Mehrere Millionen Exil-Krimtataren leben heute in der Türkei. Auf die Russen sind sie nicht gut zu sprechen. Sie glauben, dass Moskau die Krise bewusst verschärft, um eine militärische Intervention auf der Krim zu rechtfertigen und fürchten eine Abspaltung der Halbinsel.

Von Luise Sammann | 03.03.2014
    Es gibt nicht viele außenpolitische Themen, die es in diesen Tagen auf die Agenda türkischer Politiker schaffen. Heimliche Telefonmitschnitte, Korruptionsvorwürfe und die anstehenden Kommunalwahlen – die Türkei hat genug mit sich selbst zu tun.

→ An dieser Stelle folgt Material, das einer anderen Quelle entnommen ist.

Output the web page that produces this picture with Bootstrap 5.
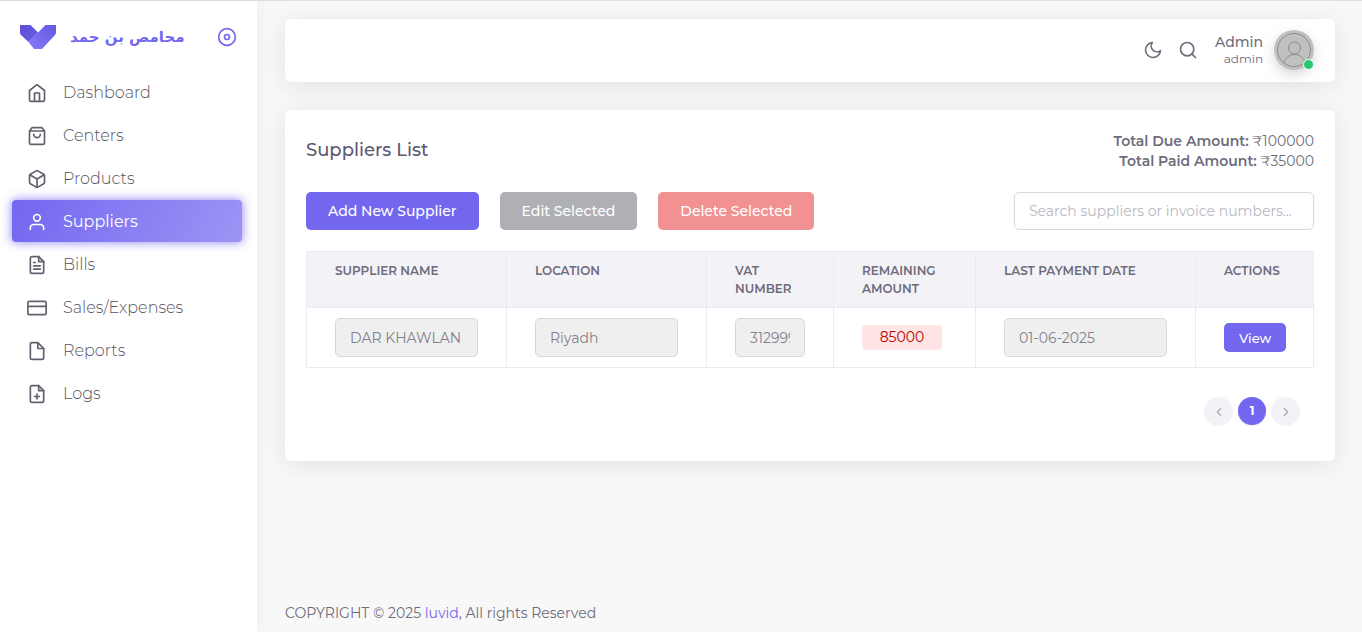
<!DOCTYPE html>
<html lang="en">
<head>
<meta charset="utf-8">
<meta name="viewport" content="width=device-width, initial-scale=1">
<title>Suppliers List</title>
<link href="https://cdn.jsdelivr.net/npm/bootstrap@5.3.0/dist/css/bootstrap.min.css" rel="stylesheet">
<style>
:root{--brand:#7367f0;--ink:#6e6b7b;--head:#5e5873;--line:#ebe9f1}
body{font-family:Montserrat,Inter,"Liberation Sans",sans-serif;font-size:14px;line-height:20px;color:var(--ink);background:#f8f8f8}
.shell{min-height:100vh;border-top:1px solid #dfdfdf}
.ico{width:20px;height:20px;fill:none;stroke:currentColor;stroke-width:2;stroke-linecap:round;stroke-linejoin:round;flex:none}
.side{width:257px;flex:none;background:#fff;box-shadow:0 0 15px rgba(34,41,47,.05)}
.brandbar{padding:24px 20px 0}
.brandbar a{gap:14px;font:bold 15px/24px "DejaVu Sans",sans-serif}
.brandbar a,.pin{color:var(--brand)}
.menu{margin:22px 15px 0 12px;gap:1px}
.menu .nav-link{display:flex;align-items:center;gap:16px;height:42px;padding:2px 15px 0;border-radius:4px;font-size:16px;font-weight:300;color:#565360}
.menu .ico{color:#625f6e}
.menu .active,.menu .active .ico{color:#fff}
.menu .active{font-weight:400;background:linear-gradient(118deg,#7367f0,rgba(115,103,240,.7));box-shadow:0 0 10px 1px rgba(115,103,240,.7)}
.content{min-width:0;padding:18px 27px 9px 28px}
.panel{background:#fff;border-radius:6px;box-shadow:0 4px 24px 0 rgba(34,41,47,.1)}
.topbar{padding:11px 21px 12px}
.topbar .tools{gap:15px;margin-right:17px}
.topbar .tool{color:var(--ink);line-height:0}
.topbar .who{gap:11px}
.user-name{font-size:14px;font-weight:500;line-height:18px}
.user-role{font-size:12px;line-height:16px}
.avatar-wrap{width:40px;height:40px;border-radius:50%;box-shadow:0 4px 8px rgba(34,41,47,.12),0 6px 20px rgba(34,41,47,.08)}
.dot{width:11px;height:11px;background:#28c76f;border:1px solid #fff;right:0;bottom:0}
.listing{margin-top:28px;padding:21px 21px 35px}
.listing h1{font-size:18px;line-height:22px;font-weight:500;color:var(--head)}
.toolbar{gap:21px;margin:21px 0}
.listing .btn{font-size:14px;font-weight:500;line-height:14px;height:38px;padding:0 21px;border-radius:5px;color:#fff}
.btn-brand{background:var(--brand)}
.btn-grey{background:#afb0b5}
.btn-rose{background:#f29192}
.listing .btn.btn-view{font-size:13px;height:29px;padding:0 14px}
.form-control{font-size:14px;line-height:20px;height:38px;padding:0 14px;border:1px solid #d8d6de;border-radius:5px;color:var(--ink)}
.form-control::placeholder{color:#b9b9c3}
.find{width:300px}
.grid{table-layout:fixed;margin:0;border-color:var(--line);color:var(--ink)}
.grid th{background:#f3f2f7;font-size:12px;line-height:18px;font-weight:600;padding:10px 28px 9px;vertical-align:top;text-transform:uppercase}
.grid td{padding:10px 28px;vertical-align:middle}
.grid .form-control{height:39px}
.grid .form-control:disabled{background:#efefef;color:#82808c;opacity:1}
.owed{width:80px;line-height:25px;border-radius:4px;background:#ffe5e5;color:#b80000;text-align:center}
.pages{margin:29px 14px 0;gap:5px}
.page-dot{width:29px;height:29px;border:0;border-radius:50%;background:#f3f2f7;color:#a9a7b2}
.page-dot .ico{width:14px;height:14px}
.page-dot.on{width:28px;height:28px;background:var(--brand);color:#fff;font-size:12px;font-weight:700;box-shadow:0 1px 2px rgba(34,41,47,.12)}
footer a{color:var(--brand)}
</style>
</head>
<body>
<div class="shell d-flex">
  <aside class="side">
    <div class="brandbar d-flex align-items-center justify-content-between">
      <a href="#" class="d-flex align-items-center text-decoration-none">
        <svg width="36" height="24" viewBox="0 0 36 24" aria-hidden="true">
          <defs>
            <linearGradient id="g1" x1="0" y1="0" x2="1" y2="1"><stop offset="0" stop-color="#5b50d6"/><stop offset="1" stop-color="#6a5fe2"/></linearGradient>
            <linearGradient id="g2" x1="1" y1="0" x2="0" y2="1"><stop offset="0" stop-color="#6357e0"/><stop offset="1" stop-color="#877cfb"/></linearGradient>
          </defs>
          <path d="M0 0h10.500L18 7.500 8.500 17 1.500 10.500C.4 9.500 0 8.500 0 7z" fill="url(#g1)"/>
          <path d="M25.500 0H36v7c0 1.500-.4 2.500-1.500 3.500L22 24h-8l-5.500-7L18 7.500z" fill="url(#g2)"/>
        </svg>
        <span lang="ar" dir="rtl">محامص بن حمد</span>
      </a>
      <button type="button" class="pin btn p-0 border-0 lh-1" aria-label="Pin menu"><svg class="ico d-block" viewBox="0 0 24 24"><circle cx="12" cy="12" r="10"/><circle cx="12" cy="12" r="3"/></svg></button>
    </div>
    <nav class="menu nav flex-column">
      <a class="nav-link" href="#"><svg class="ico" viewBox="0 0 24 24"><path d="M3 9l9-7 9 7v11a2 2 0 0 1-2 2H5a2 2 0 0 1-2-2z"/><path d="M9 22V12h6v10"/></svg>Dashboard</a>
      <a class="nav-link" href="#"><svg class="ico" viewBox="0 0 24 24"><path d="M6 2L3 6v14a2 2 0 0 0 2 2h14a2 2 0 0 0 2-2V6l-3-4zM3 6h18M16 10a4 4 0 0 1-8 0"/></svg>Centers</a>
      <a class="nav-link" href="#"><svg class="ico" viewBox="0 0 24 24"><path d="M21 16V8a2 2 0 0 0-1-1.730l-7-4a2 2 0 0 0-2 0l-7 4A2 2 0 0 0 3 8v8a2 2 0 0 0 1 1.730l7 4a2 2 0 0 0 2 0l7-4A2 2 0 0 0 21 16z"/><path d="M3.270 6.960L12 12.010l8.730-5.050M12 22.080V12"/></svg>Products</a>
      <a class="nav-link active" href="#" aria-current="page"><svg class="ico" viewBox="0 0 24 24"><path d="M20 21v-2a4 4 0 0 0-4-4H8a4 4 0 0 0-4 4v2"/><circle cx="12" cy="7" r="4"/></svg>Suppliers</a>
      <a class="nav-link" href="#"><svg class="ico" viewBox="0 0 24 24"><path d="M14 2H6a2 2 0 0 0-2 2v16a2 2 0 0 0 2 2h12a2 2 0 0 0 2-2V8z"/><path d="M14 2v6h6M16 13H8M16 17H8M10 9H8"/></svg>Bills</a>
      <a class="nav-link" href="#"><svg class="ico" viewBox="0 0 24 24"><rect x="1" y="4" width="22" height="16" rx="2"/><path d="M1 10h22"/></svg>Sales/Expenses</a>
      <a class="nav-link" href="#"><svg class="ico" viewBox="0 0 24 24"><path d="M13 2H6a2 2 0 0 0-2 2v16a2 2 0 0 0 2 2h12a2 2 0 0 0 2-2V9z"/><path d="M13 2v7h7"/></svg>Reports</a>
      <a class="nav-link" href="#"><svg class="ico" viewBox="0 0 24 24"><path d="M14 2H6a2 2 0 0 0-2 2v16a2 2 0 0 0 2 2h12a2 2 0 0 0 2-2V8z"/><path d="M14 2v6h6M12 18v-6M9 15h6"/></svg>Logs</a>
    </nav>
  </aside>

  <div class="content d-flex flex-column flex-grow-1">
    <header class="topbar panel d-flex align-items-center justify-content-end">
      <div class="tools d-flex">
        <button type="button" class="tool btn p-0 border-0" aria-label="Dark mode"><svg class="ico" viewBox="0 0 24 24"><path d="M21 12.790A9 9 0 1 1 11.210 3 7 7 0 0 0 21 12.790z"/></svg></button>
        <button type="button" class="tool btn p-0 border-0" aria-label="Search"><svg class="ico" viewBox="0 0 24 24"><circle cx="11" cy="11" r="8"/><path d="M21 21l-4.350-4.350"/></svg></button>
      </div>
      <a href="#" class="who d-flex align-items-center text-decoration-none text-reset">
        <div class="text-end">
          <div class="user-name">Admin</div>
          <div class="user-role">admin</div>
        </div>
        <div class="avatar-wrap position-relative">
          <svg class="d-block" width="40" height="40" viewBox="0 0 40 40" fill="none" stroke="#8b8b8b" aria-hidden="true"><circle cx="20" cy="20" r="20" fill="#c0c0c0" stroke="none"/><circle cx="20" cy="20" r="16.500"/><circle cx="20.500" cy="18" r="6"/><path d="M10 33c1-5 5-8.500 10.500-8.500S30 28 31 33"/></svg>
          <span class="dot position-absolute rounded-circle"></span>
        </div>
      </a>
    </header>

    <main class="listing panel">
      <div class="d-flex justify-content-between align-items-start">
        <h1 class="mb-0 mt-2">Suppliers List</h1>
        <div class="text-end"><strong class="fw-semibold">Total Due Amount:</strong> ₹100000<br><strong class="fw-semibold">Total Paid Amount:</strong> ₹35000</div>
      </div>
      <div class="toolbar d-flex align-items-center">
        <button type="button" class="btn btn-brand">Add New Supplier</button>
        <button type="button" class="btn btn-grey">Edit Selected</button>
        <button type="button" class="btn btn-rose">Delete Selected</button>
        <input type="text" class="form-control find ms-auto" placeholder="Search suppliers or invoice numbers..." aria-label="Search suppliers">
      </div>
      <table class="grid table table-bordered">
        <colgroup><col width="200"><col width="200"><col width="127"><col width="142"><col width="220"><col width="118"></colgroup>
        <thead><tr><th>Supplier Name</th><th>Location</th><th>VAT Number</th><th>Remaining Amount</th><th>Last Payment Date</th><th>Actions</th></tr></thead>
        <tbody><tr>
          <td><input type="text" class="form-control" value="DAR KHAWLAN" aria-label="Supplier name" disabled></td>
          <td><input type="text" class="form-control" value="Riyadh" aria-label="Location" disabled></td>
          <td><input type="text" class="form-control" value="312999" aria-label="VAT number" disabled></td>
          <td><div class="owed">85000</div></td>
          <td><input type="text" class="form-control" value="01-06-2025" aria-label="Last payment date" disabled></td>
          <td><button type="button" class="btn btn-brand btn-view">View</button></td>
        </tr></tbody>
      </table>
      <nav class="pages d-flex justify-content-end" aria-label="Pages">
        <button type="button" class="page-dot d-flex align-items-center justify-content-center p-0" aria-label="Previous"><svg class="ico" viewBox="0 0 24 24"><path d="M15 18l-6-6 6-6"/></svg></button>
        <button type="button" class="page-dot on p-0">1</button>
        <button type="button" class="page-dot d-flex align-items-center justify-content-center p-0" aria-label="Next"><svg class="ico" viewBox="0 0 24 24"><path d="M9 18l6-6-6-6"/></svg></button>
      </nav>
    </main>

    <footer class="mt-auto">COPYRIGHT © 2025 <a href="#" class="text-decoration-none">luvid</a>, All rights Reserved</footer>
  </div>
</div>
<script src="https://cdn.jsdelivr.net/npm/bootstrap@5.3.0/dist/js/bootstrap.bundle.min.js"></script>
</body>
</html>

    Und doch fand Außenminister Ahmet Davutoglu Zeit für die Ukraine:
    "Wie beobachten sehr genau, was in der Ukraine geschieht. Die territoriale Integrität, Frieden und Stabilität der Ukraine sind der Türkei äußerst wichtig. Gerade die Krim bedeutet uns viel, weil sie das Tor zur Ukraine darstellt, aber auch wegen der dortigen Krimtataren und dem türkischen Erbe."
    Celal Icten ist dankbar für diese Worte seines Außenministers. "Die Türkei kann und muss in diesem Konflikt eine aktive Rolle spielen", meint der Vorsitzende der Istanbuler Vereinigung der Krimtataren:
    "Seit Beginn des Konflikts betonen wir gegenüber dem Premier, dem Außenminister und dem Präsidenten, dass die Krimtataren ein muslimisches Turkvolk sind. Sie brauchen Hilfe. Wir hier fürchten um das Leben unserer Verwandten dort."
    45 Vereine erhalten ihr Erbe aufrecht, organisieren Schüleraustausche zwischen Krim und Istanbul, veranstalten wie heute Kulturabende und sehen sich nicht zuletzt als Interessenvertreter und Beschützer ihrer Verwandten auf der Krim. Auf die Russen sind Exilanten wie Celal Icten gar nicht gut zu sprechen. Wie viele andere Krimtataren glaubt er, dass Putin die aktuelle Krise bewusst verschärft, um eine militärische Intervention auf der Krim zu rechtfertigen:
    "Warum sollten wir diese Typen mögen? 1944 starben 15 Prozent der Krimtataren, als Stalin sie nach Sibirien und Zentralasien verschickte. Keiner von ihnen bekam auch nur ein Grab oder eine Beerdigung. Wir sind heute eine Nation weit weg von ihrer Heimat. Warum wurde mein Vater im Exil in Rumänien geboren und ich hier? Die Krim ist unser Land!"
    Celal Icten nimmt ein Einmachglas aus einer Vitrine. Krimsche Erde hat er darin gesammelt. Mehrmals im Jahr pendelt er zwischen Istanbul und der Heimat seiner Vorfahren hin und her. Deren Sprache spricht er selbstverständlich fließend, ihre Geschichte kennt er besser als die türkische.
    Ein Abfallen der Krim von der Ukraine und stattdessen eine Annäherung an Russland, wie sie in diesen Tagen droht, wäre "das Ende der Krimtataren", verkündete ein Vertreter vergangene Woche in Ankara. Celal Icten stimmt ihm voll und ganz zu. Wir Krimtataren sind Europäer, betont er ein ums andere Mal:
    "Schauen sie doch noch Russland, sehen sie, wie die Wolga-Tataren dort leben. Sie bekommen keine Bildung in ihrer eigenen Sprache, ihr Spracheninstitut an der Uni wurde geschlossen, sie sollen sich assimilieren! Oder gucken sie, was in Tschetschenien passiert ist. Wir wollen keine Russen auf der Krim, wir wollen nicht mit denen leben, sondern mit den Ukrainern."
    Celal Icten könnte noch lange weiterschimpfen. Den Hass auf die Russen bekommen Krimtataren in der Türkei schon mit der Muttermilch eingeimpft – und auch die Angst. Doch nun muss er Gäste Willkommen heißen. Sein Verein hat zu einem Vortrag geladen. Thema: die militärische Rolle der Krimtataren im Osmanischen Reich. Etwa 50 Zuhörer sind gekommen, einige ältere Männer tragen die traditionelle Kopfbedeckung, den Kalpak, Frauen haben krimsches Gebäck mitgebracht.
    Es könnte ein fröhlicher Abend werden. Doch Pförtner Necmettin Özak, mit 71 Jahren ein Urgestein der Istanbuler Krimtataren, begrüßt die Gäste mit einem Klagelied. Seine Mutter beweinte damit vor gut 60 Jahren die unzähligen Opfer der Russen. In diesen Tagen, murmelt der Alte, geht ihm die Weise nicht mehr aus dem Kopf.